Quem sabe, seja o caso de baixar a bola do espalhafato publicitário, usando-se o tamanho do mercado (e das encomendas) brasileiras, como uma alavanca para experimentar diversas possibilidades. Afinal, em matéria de informática, toda vez que o governo brasileiro pensou grande, pensou errado, torrou o dinheiro do povo, engordou donos de cartórios industriais e atrasou a vida do país.
O modo de "checar" do tucano
O PSDB está protegido pela mesma tolerância que beneficiou o PT e Lula quando estavam na oposição. No caso dos companheiros, a complacência, para não dizer cumplicidade, deu no que deu.
Faz algum tempo que o governador paulista Geraldo Alckmin apresenta-se como um crítico equilibrado e racional do governo. Teve até uma boa sacada: o tal "Custo PT". O doutor é generoso quando fala mal do governo petista e avarento quando cala a respeito do seu. Ao fato:
Graças ao repórter Alexandre Hisayasu soube-se que na noite de 14 de maio o secretário de Segurança de Alckmin, Saulo de Castro, foi jantar num restaurante e achou "inusitado" que um manobrista uniformizado manipulasse cavaletes da Companhia de Engenharia de Trânsito que obstruíam o caminho para a casa de pasto. Diante de tamanha ameaça à ordem pública, doutor Saulo telefonou para o delegado-geral e pediu para "checar aquela situação". O modo tucano de checagem resultou na ida ao restaurante da tropa de elite do Grupo de Operações Especiais.
Algemaram e prenderam o proprietário e o manobrista. (Na delegacia, verificou-se que nenhum dos dois fizera coisa errada ou inusitada.)
Imagine-se a gritaria tucana se o comissário Luiz Gushiken fizesse uma dessas.

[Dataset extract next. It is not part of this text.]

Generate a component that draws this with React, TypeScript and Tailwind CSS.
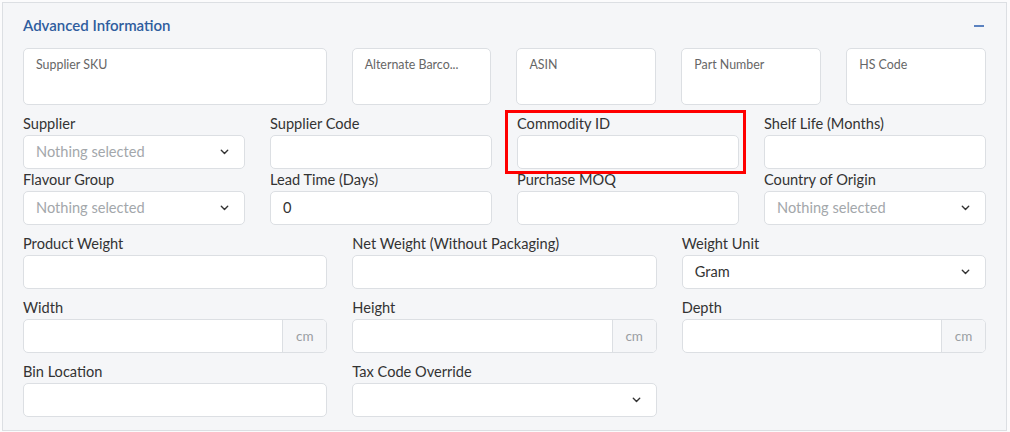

Alckmin diria (como diz) que o governo federal tem "um problema de gestão".
Juros baixos
De um sábio, talvez uma das pessoas que mais ganharam dinheiro com a taxa de juros nos últimos 30 anos: "Sabe o que aconteceria se o Banco Central baixasse os juros para 15%? Nada".
Linha Kennedy
Para quem acredita que a espécie dos presidentes (leia-se Lula) leva dívidas sentimentais para o poder (leia-se José Dirceu). Com poucas semanas de Casa Branca, John Kennedy chamou uma secretária e pediu-lhe que tomasse providências para impedir que o procurador-geral continuasse a entrar no Salão Oval sem se fazer anunciar. O procurador-geral era Robert Kennedy, seu irmão, amigo de fé, chefe de sua campanha.
Fim de governo
Se ninguém reanimar a administração, o governo fechará para balanço e só cuidará da campanha pela reeleição de Lula. A agenda do companheiro tornou-se uma operação cenográfica a serviço do mundo maravilhoso de Duda Mendonça.
Velhos tempos
Um veterano das lutas operárias dos anos 70 achou nos seus alfarrábios um exemplar dos estatutos da União Metalúrgica de Luta, a UML, organização clandestina que, em 1971, chegou a ter algo como 70 militantes nas fábricas de São Paulo. Vai mandá-la a Lula que, como ele, é aposentado da ditadura. O estatuto da UML determinava que nenhuma reunião deveria durar mais de dez minutos nem juntar mais de três pessoas. Se Lula entrar para a UML, seu governo melhora.
Por acaso
Sai em janeiro nos EUA o livro de memórias de FFHH. Chama-se "The accidental president of Brazil" (algo como "Presidente do Brasil por acaso").
Garganta fechada
O "Garganta Profunda" Michael Felt começou a vazar denúncias para o jornalista Bob Woodward em junho de 1972, um mês depois da morte, aos 87 anos, de J. Edgar Hoover, o diretor do FBI desde 1924. Felt aborreceu-se por não ter ganho o lugar do chefe e pela operação abafa dos comissários da Casa Branca. Curiosidade: se Hoover tivesse vivido mais uns meses, Felt não ousaria abrir a boca, o caso Watergate poderia ter acabado em pizza e o presidente Richard Nixon entraria na lista dos americanos famosos emparedados pelo grão-tira. John Kennedy foi fisgado pela cama. Lyndon Johnson pelo cofre de campanha. Hoover morou com a mãe até os 43 anos e, por quase quatro décadas, passou as férias com o mesmo amigo.
Adesivo
O PSDB cearense pode se transformar numa fação petista, das moderadas. Seria o Campo Tucano. Do jeito que vai, pedirá a expulsão do senador Eduardo Suplicy do PT.
Claro registro
A operadora de celulares Claro tabelou em cinco minutos o tempo que os funcionários de uma de suas centrais de chamadas podiam passar no banheiro. A juíza Divina Oliveira Jardim, da 1º Vara do Trabalho de Goiás, suspendeu a truculência e condenou a Claro a indenizar seus empregados. Poderia ter pedido aos diretores da empresa que apresentassem as planilhas com a cronometragem de suas idas ao lugar solitário.